Queen’s Blade will be cutting back to a sprint for the first time since winning a seven-furlong allowance last January. Her last nine starts have been at a mile or longer, including the President’s Cup (G1) and Minister’s Cup (G2), each at 1 ¼ miles. The Derby and Oaks are both run at 1 1/8 miles.

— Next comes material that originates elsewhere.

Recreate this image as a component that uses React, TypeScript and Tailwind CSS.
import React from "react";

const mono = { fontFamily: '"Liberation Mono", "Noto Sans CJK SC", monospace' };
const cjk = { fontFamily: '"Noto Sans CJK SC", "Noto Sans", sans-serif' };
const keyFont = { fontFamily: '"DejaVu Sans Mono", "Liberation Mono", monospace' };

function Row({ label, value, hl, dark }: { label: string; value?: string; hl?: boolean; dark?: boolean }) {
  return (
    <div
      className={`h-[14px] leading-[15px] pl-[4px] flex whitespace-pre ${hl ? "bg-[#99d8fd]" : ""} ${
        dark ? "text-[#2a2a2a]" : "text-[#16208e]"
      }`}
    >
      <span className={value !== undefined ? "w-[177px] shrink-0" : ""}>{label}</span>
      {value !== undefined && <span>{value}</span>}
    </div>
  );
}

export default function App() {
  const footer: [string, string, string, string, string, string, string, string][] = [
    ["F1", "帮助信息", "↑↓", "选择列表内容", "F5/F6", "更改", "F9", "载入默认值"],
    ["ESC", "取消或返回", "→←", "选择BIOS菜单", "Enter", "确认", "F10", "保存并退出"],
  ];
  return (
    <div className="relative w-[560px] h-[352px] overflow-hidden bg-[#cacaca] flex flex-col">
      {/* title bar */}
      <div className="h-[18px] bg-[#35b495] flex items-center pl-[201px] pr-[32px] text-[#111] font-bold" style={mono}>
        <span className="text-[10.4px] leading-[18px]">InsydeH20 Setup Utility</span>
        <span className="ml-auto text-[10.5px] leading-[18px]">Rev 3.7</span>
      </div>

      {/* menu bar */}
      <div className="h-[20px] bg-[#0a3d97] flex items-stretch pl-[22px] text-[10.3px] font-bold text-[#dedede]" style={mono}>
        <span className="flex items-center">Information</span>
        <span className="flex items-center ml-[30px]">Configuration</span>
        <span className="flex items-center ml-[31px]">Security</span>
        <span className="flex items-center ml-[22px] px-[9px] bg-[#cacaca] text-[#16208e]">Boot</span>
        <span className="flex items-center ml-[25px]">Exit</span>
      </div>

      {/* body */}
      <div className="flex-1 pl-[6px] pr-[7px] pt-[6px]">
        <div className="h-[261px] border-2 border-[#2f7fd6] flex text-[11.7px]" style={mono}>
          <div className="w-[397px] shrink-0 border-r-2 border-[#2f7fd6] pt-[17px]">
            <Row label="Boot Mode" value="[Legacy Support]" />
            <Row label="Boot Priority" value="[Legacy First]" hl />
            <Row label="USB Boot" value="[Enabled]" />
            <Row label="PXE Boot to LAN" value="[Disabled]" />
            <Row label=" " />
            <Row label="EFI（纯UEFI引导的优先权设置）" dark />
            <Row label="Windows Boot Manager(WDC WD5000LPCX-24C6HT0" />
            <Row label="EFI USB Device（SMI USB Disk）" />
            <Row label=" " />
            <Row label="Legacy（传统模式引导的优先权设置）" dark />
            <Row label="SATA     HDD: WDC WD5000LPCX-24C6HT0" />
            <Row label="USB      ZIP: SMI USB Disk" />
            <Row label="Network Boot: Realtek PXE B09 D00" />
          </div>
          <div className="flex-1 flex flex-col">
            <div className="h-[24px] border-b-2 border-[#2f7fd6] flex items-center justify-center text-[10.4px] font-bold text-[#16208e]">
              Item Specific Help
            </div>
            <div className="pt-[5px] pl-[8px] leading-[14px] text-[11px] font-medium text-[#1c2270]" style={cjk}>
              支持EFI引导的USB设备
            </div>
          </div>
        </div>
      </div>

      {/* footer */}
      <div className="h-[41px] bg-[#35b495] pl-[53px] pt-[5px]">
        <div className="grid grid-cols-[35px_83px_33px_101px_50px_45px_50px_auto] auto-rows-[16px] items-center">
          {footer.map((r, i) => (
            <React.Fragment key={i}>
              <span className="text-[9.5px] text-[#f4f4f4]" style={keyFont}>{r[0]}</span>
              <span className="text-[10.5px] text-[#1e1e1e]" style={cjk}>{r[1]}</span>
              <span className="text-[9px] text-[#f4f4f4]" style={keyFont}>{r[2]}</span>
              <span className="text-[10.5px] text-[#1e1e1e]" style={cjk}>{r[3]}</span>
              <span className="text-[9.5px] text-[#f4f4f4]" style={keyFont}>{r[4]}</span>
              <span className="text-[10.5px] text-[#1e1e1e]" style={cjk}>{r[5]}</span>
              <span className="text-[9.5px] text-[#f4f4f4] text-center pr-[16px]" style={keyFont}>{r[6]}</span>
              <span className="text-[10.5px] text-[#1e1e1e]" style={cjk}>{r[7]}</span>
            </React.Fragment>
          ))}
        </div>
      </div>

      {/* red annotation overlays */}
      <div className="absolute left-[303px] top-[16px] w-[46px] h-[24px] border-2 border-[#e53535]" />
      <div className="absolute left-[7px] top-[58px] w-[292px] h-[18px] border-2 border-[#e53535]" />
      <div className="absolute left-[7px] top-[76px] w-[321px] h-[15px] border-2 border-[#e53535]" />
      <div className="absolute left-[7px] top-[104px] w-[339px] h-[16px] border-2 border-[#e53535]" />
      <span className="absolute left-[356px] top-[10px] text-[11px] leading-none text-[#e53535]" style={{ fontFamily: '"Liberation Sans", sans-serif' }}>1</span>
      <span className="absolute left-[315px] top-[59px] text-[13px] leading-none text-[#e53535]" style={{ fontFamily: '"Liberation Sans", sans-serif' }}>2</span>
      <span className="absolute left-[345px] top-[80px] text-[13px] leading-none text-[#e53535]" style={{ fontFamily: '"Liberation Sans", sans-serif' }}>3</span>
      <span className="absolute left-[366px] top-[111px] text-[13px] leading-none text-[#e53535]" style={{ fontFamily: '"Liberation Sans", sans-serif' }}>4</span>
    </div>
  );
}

“Of all the horses they’ve sent me so far, I really, really like this filly. She’s a different kind of animal. She acts like a stakes horse,” Testerman said. “The other ones, I don’t know if the competition here was just too tough for them. Probably. With her, it’s a little hard to tell where she’s going to fit in. Sprinting her, going three-quarters especially at Pimlico, on a speed track where speed holds, in all honesty I can’t really get a handle on how she’s going to run until I run her. But, I really like her.” 

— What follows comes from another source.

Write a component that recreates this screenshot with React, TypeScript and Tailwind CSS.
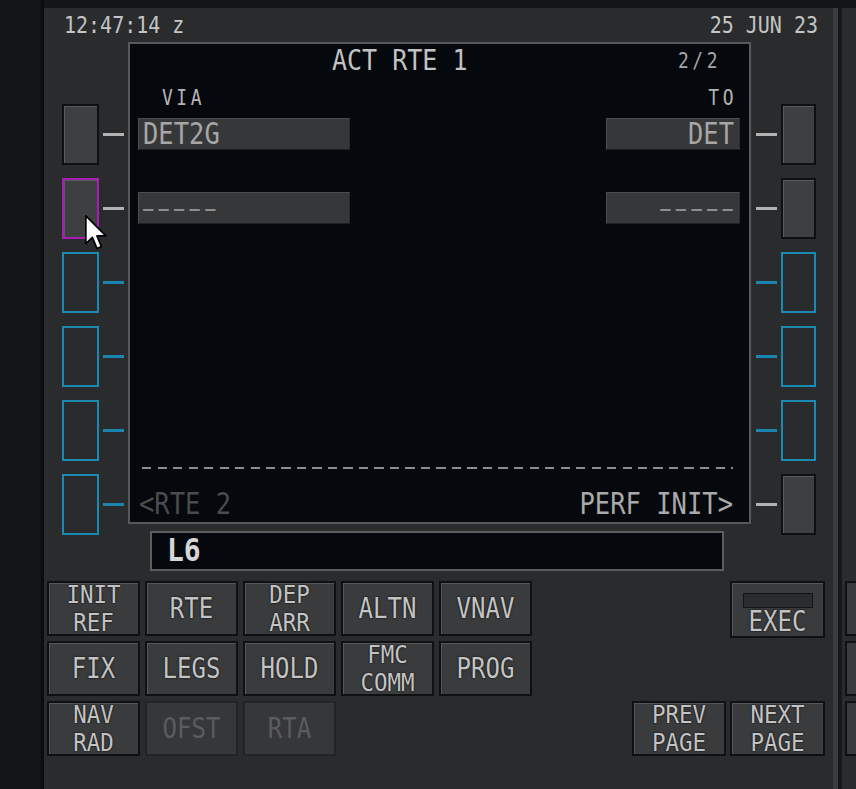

Willa on the Move Stakes winner She’s Ordained will make her 40th lifetime start in the Primonetta, having finished fourth in last year’s race. She is joined by recent allowance winners Tarnished and Sustainable, along with Aix En Provence, Romantica Mia and Galiana.
 

MARYLAND-BRED FEMALES LINE UP FOR $75,000 GEISHA

Celtic Katie and Brenda’s Way, who ran 1-2 in last year’s Geisha, will square off again in the Maryland-bred stakes, carded as the fourth of 10 races. 

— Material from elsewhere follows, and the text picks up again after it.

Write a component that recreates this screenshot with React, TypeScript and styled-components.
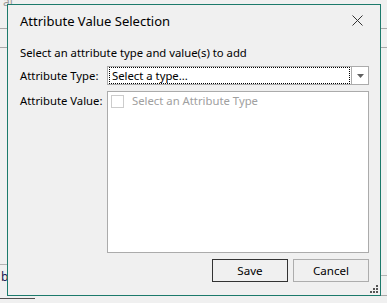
import React from "react";
import styled, { createGlobalStyle } from "styled-components";

const Global = createGlobalStyle`
  html, body { margin: 0; padding: 0; background: #f0f0f0; }
  body { font-family: "Noto Sans", "Segoe UI", sans-serif; }
  * { box-sizing: border-box; }
`;

const Backdrop = styled.div`
  position: relative;
  width: 387px;
  height: 303px;
  overflow: hidden;
  background: #f0f0f0;
  display: flex;
  flex-direction: column;
`;

const BgHeader = styled.div`
  height: 33px;
  border-bottom: 1px solid #a8a8a8;
  font-size: 12px;
  color: #9a9a9a;
  line-height: 12px;
  margin-top: -4px;
  padding-left: 0;
`;

const BgSubHeader = styled.div`
  height: 19px;
  border-bottom: 1px solid #a8a8a8;
`;

const BgSpacer = styled.div`
  flex: 1;
`;

const BgFooter = styled.div`
  height: 39px;
  display: flex;
  align-items: flex-start;
`;

const BgFooterLeft = styled.div`
  width: 40px;
  height: 39px;
  border-top: 1px solid #b4b4b4;
  display: flex;
  flex-direction: column;
`;

const BgLetter = styled.div`
  font-size: 12px;
  line-height: 12px;
  color: #1a1a50;
  padding: 6px 0 0 1px;
  height: 34px;
  border-bottom: 1px solid #505050;
  width: 35px;
`;

const BgFooterRight = styled.div`
  flex: 1;
  margin-top: 11px;
  height: 22px;
  border-top: 1px solid #b4b4b4;
  display: flex;
  justify-content: flex-end;
  align-items: flex-end;
`;

const BgButtonEdge = styled.div<{ $w: number }>`
  width: ${(p) => p.$w}px;
  height: 2px;
  border-top: 1px solid #a8a8a8;
  margin-right: ${(p) => (p.$w > 20 ? 25 : 0)}px;
`;

const Dialog = styled.div`
  position: absolute;
  left: 7px;
  top: 4px;
  width: 374px;
  height: 292px;
  border: 1px solid #1c7a6b;
  background: #f0f0f0;
  display: flex;
  flex-direction: column;
  color: #000;
`;

const TitleBar = styled.div`
  height: 31px;
  display: flex;
  align-items: center;
  justify-content: space-between;
  padding: 0 12px 0 12px;
`;

const Title = styled.div`
  font-size: 13px;
  color: #000;
  padding-top: 1px;
  white-space: nowrap;
`;

const CloseButton = styled.div`
  width: 12px;
  height: 12px;
  display: flex;
  align-items: center;
  justify-content: center;
  margin-right: 5px;
`;

const Body = styled.div`
  flex: 1;
  padding: 0 11px 0 12px;
  display: flex;
  flex-direction: column;
  font-size: 11.3px;
  white-space: nowrap;
`;

const Instruction = styled.div`
  margin-top: 9px;
  line-height: 16px;
  height: 16px;
`;

const FieldRow = styled.div<{ $top: number }>`
  display: grid;
  grid-template-columns: 87px 1fr;
  margin-top: ${(p) => p.$top}px;
  align-items: start;
`;

const Label = styled.div<{ $pad: number }>`
  line-height: 16px;
  padding-top: ${(p) => p.$pad}px;
`;

const Combo = styled.div`
  height: 19px;
  border: 1px solid #ababab;
  background: #fff;
  display: flex;
`;

const ComboText = styled.div`
  flex: 1;
  margin: 0 1px 0 1px;
  border: 1px dotted #000;
  line-height: 15px;
  padding-left: 2px;
`;

const ComboArrow = styled.div`
  width: 17px;
  border-left: 1px solid #ababab;
  display: flex;
  align-items: center;
  justify-content: center;
`;

const ListBox = styled.div`
  height: 162px;
  border: 1px solid #ababab;
  background: #fff;
  padding: 2px 0 0 3px;
`;

const CheckItem = styled.div`
  display: flex;
  align-items: center;
  gap: 8px;
  color: #a0a0a0;
  line-height: 14px;
`;

const CheckBox = styled.div`
  width: 13px;
  height: 13px;
  border: 1px solid #cccccc;
  background: #fff;
`;

const ButtonRow = styled.div`
  display: flex;
  justify-content: flex-end;
  gap: 5px;
  margin-top: 6px;
`;

const Button = styled.div<{ $default?: boolean }>`
  width: 76px;
  height: 23px;
  border: 1px solid ${(p) => (p.$default ? "#333333" : "#adadad")};
  background: #f0f0f0;
  display: flex;
  align-items: center;
  justify-content: center;
  font-size: 11.6px;
`;

const Grip = styled.svg`
  position: absolute;
  right: 2px;
  bottom: 2px;
`;

export default function App() {
  return (
    <>
      <Global />
      <Backdrop>
        <BgHeader>&nbsp;ai</BgHeader>
        <BgSubHeader />
        <BgSpacer />
        <BgFooter>
          <BgFooterLeft>
            <BgLetter>b</BgLetter>
          </BgFooterLeft>
          <BgFooterRight>
            <BgButtonEdge $w={75} />
            <BgButtonEdge $w={7} />
          </BgFooterRight>
        </BgFooter>
        <Dialog>
          <TitleBar>
            <Title>Attribute Value Selection</Title>
            <CloseButton>
              <svg width="11" height="11" viewBox="0 0 11 11">
                <path d="M0.5 0.5 L10.5 10.5 M10.5 0.5 L0.5 10.5" stroke="#333" strokeWidth="1" fill="none" />
              </svg>
            </CloseButton>
          </TitleBar>
          <Body>
            <Instruction>Select an attribute type and value(s) to add</Instruction>
            <FieldRow $top={5}>
              <Label $pad={2}>Attribute Type:</Label>
              <Combo>
                <ComboText>Select a type...</ComboText>
                <ComboArrow>
                  <svg width="7" height="4" viewBox="0 0 7 4">
                    <path d="M0 0 H7 L3.5 4 Z" fill="#606060" />
                  </svg>
                </ComboArrow>
              </Combo>
            </FieldRow>
            <FieldRow $top={6}>
              <Label $pad={2}>Attribute Value:</Label>
              <ListBox>
                <CheckItem>
                  <CheckBox />
                  <span>Select an Attribute Type</span>
                </CheckItem>
              </ListBox>
            </FieldRow>
            <ButtonRow>
              <Button $default>Save</Button>
              <Button>Cancel</Button>
            </ButtonRow>
          </Body>
          <Grip width="8" height="8" viewBox="0 0 8 8">
            <rect x="6" y="0" width="2" height="2" fill="#555" />
            <rect x="3" y="3" width="2" height="2" fill="#555" />
            <rect x="6" y="3" width="2" height="2" fill="#555" />
            <rect x="0" y="6" width="2" height="2" fill="#555" />
            <rect x="3" y="6" width="2" height="2" fill="#555" />
            <rect x="6" y="6" width="2" height="2" fill="#555" />
          </Grip>
        </Dialog>
      </Backdrop>
    </>
  );
}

Lewis Family Racing Stable’s Celtic Katie has been winless since her Geisha victory, which came for previous trainer Chris Grove. Brenda’s Way ended her losing streak with a 5 ¾-length triumph in a one-mile optional claiming allowance March 13 at Laurel. 

Eddy Gourmet, winner of the Conniver Stakes March 21 at Laurel in her latest outing; Tri-State Futurity Stakes winner Sara Rocks; and Bazinga B, a winner of her last two starts, complete the field.

The Geisha is named for Alfred G. Vanderbilt’s Maryland-bred daughter of Discovery who was foaled at her breeder’s Sagamore Farm in Glyndon, Md. in 1943. Bred to Preakness winner Polynesian, in 1950 she produced Native Dancer, one of the greatest racehorses and sires of the 20th century.